## Given exercise
Retype only what runs from the beginning of the data through the line with "import React from"; please omit the pictures and keep every line exact.

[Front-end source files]
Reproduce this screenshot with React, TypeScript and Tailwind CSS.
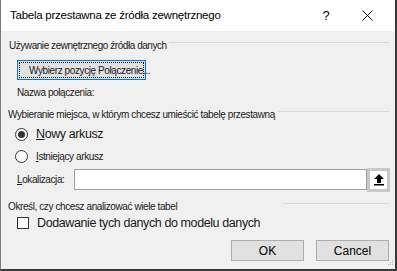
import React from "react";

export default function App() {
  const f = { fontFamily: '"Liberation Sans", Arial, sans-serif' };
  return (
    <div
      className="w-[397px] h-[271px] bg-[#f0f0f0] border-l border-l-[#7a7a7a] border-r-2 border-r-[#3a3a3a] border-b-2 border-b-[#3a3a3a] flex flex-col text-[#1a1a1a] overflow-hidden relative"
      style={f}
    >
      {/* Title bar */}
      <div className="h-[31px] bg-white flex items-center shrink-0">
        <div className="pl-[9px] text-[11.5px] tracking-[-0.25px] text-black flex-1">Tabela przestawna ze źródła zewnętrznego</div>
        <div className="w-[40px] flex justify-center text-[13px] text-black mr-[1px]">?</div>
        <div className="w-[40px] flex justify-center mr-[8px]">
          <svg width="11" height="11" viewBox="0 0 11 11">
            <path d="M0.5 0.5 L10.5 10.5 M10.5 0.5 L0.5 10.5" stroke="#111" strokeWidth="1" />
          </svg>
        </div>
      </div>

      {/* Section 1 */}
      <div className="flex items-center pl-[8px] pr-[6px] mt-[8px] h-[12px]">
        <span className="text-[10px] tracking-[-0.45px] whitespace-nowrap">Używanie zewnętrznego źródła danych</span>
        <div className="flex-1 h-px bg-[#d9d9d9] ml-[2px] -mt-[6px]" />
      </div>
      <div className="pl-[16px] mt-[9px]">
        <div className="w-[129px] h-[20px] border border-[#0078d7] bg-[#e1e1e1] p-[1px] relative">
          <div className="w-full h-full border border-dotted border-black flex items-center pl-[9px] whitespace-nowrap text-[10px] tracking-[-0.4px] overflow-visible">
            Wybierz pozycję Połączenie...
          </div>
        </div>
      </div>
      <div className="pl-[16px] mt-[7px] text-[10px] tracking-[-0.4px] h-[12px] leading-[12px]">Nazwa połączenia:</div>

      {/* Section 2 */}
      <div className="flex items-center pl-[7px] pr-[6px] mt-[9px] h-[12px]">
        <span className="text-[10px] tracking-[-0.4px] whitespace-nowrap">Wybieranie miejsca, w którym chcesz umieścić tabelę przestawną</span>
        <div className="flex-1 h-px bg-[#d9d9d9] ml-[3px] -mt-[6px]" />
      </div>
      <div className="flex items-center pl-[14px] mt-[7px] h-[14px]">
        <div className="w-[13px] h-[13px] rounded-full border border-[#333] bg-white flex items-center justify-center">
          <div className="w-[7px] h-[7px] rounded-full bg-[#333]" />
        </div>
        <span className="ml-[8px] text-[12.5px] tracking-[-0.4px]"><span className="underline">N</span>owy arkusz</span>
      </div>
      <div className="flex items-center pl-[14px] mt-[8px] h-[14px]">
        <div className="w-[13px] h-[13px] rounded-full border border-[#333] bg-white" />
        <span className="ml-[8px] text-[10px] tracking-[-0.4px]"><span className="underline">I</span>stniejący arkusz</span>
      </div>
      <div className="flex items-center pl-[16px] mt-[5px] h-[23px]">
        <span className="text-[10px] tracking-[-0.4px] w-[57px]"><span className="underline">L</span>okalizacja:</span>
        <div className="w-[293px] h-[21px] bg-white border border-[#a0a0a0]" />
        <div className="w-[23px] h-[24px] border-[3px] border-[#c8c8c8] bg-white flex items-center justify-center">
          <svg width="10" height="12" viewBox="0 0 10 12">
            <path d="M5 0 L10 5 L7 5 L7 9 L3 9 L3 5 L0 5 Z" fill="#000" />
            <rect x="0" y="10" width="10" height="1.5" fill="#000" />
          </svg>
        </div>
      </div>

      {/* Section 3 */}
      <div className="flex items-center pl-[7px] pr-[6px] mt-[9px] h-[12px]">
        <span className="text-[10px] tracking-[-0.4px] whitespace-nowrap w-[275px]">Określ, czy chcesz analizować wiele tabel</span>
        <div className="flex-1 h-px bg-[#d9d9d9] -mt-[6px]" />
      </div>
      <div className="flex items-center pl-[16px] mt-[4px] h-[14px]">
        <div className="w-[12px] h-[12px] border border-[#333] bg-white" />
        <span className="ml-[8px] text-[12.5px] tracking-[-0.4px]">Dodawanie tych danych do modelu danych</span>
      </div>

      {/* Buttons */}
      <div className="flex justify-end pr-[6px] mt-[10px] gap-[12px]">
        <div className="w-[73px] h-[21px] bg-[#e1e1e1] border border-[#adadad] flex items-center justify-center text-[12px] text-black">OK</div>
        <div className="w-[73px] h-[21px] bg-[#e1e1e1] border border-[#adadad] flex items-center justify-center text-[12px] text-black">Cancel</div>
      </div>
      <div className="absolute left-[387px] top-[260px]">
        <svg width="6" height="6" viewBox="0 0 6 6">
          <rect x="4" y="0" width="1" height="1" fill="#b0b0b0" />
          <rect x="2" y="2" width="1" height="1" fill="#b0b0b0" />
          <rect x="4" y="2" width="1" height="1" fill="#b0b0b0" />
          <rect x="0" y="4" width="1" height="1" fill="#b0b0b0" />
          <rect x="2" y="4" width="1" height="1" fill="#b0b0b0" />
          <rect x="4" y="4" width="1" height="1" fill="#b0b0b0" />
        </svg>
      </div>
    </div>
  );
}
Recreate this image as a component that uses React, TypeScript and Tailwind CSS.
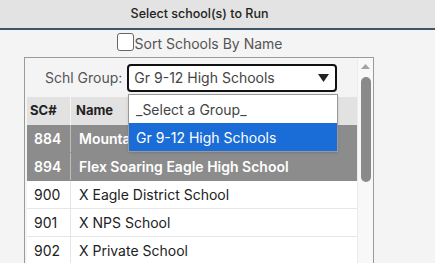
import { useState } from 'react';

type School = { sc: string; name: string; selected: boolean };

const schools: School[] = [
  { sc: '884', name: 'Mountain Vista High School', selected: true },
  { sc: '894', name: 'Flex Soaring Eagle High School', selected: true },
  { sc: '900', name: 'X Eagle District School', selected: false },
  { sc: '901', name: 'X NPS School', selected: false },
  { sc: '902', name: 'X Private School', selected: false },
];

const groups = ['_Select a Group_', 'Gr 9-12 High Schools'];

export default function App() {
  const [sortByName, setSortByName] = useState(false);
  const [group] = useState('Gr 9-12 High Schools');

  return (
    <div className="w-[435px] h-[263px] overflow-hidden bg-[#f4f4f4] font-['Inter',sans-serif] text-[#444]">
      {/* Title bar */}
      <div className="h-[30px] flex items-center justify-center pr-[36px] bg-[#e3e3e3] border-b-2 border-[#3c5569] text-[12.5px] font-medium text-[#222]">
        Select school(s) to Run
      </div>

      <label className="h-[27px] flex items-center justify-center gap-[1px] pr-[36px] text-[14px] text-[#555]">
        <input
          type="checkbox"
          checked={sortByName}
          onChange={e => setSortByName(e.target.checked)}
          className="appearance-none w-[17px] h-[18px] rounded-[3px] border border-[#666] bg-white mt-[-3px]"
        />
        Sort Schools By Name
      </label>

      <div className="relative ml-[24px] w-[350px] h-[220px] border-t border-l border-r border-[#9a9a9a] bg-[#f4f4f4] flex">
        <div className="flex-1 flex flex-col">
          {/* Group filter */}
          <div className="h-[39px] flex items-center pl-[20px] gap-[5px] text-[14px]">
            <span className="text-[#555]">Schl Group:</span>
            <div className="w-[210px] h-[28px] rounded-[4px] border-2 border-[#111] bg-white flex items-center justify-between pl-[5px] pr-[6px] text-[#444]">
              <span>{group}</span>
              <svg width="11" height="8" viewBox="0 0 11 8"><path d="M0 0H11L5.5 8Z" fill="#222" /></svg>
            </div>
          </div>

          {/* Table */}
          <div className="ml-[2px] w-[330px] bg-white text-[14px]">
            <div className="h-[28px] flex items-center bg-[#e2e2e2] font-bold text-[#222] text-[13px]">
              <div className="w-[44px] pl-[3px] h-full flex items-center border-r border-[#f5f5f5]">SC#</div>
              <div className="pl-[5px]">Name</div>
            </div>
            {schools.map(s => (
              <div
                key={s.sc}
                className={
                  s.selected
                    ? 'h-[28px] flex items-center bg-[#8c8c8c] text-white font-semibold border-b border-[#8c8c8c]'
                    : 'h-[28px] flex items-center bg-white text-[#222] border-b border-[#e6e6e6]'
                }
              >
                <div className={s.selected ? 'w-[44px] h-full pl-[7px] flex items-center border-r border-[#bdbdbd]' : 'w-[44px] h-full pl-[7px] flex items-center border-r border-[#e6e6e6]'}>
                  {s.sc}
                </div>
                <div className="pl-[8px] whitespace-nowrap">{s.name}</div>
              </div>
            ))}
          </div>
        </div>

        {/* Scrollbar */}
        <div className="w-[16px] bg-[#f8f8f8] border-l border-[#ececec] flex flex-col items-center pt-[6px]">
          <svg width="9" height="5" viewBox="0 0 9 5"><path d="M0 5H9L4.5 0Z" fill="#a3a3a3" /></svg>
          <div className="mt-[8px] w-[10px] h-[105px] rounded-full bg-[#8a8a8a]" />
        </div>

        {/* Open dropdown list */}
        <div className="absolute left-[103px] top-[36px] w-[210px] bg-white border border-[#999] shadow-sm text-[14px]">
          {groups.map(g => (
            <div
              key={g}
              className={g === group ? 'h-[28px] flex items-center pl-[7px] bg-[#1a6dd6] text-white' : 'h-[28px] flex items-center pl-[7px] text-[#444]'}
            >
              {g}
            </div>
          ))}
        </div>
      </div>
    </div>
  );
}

## Complete output
Reproduce this screenshot with React, TypeScript and Tailwind CSS.
import React from "react";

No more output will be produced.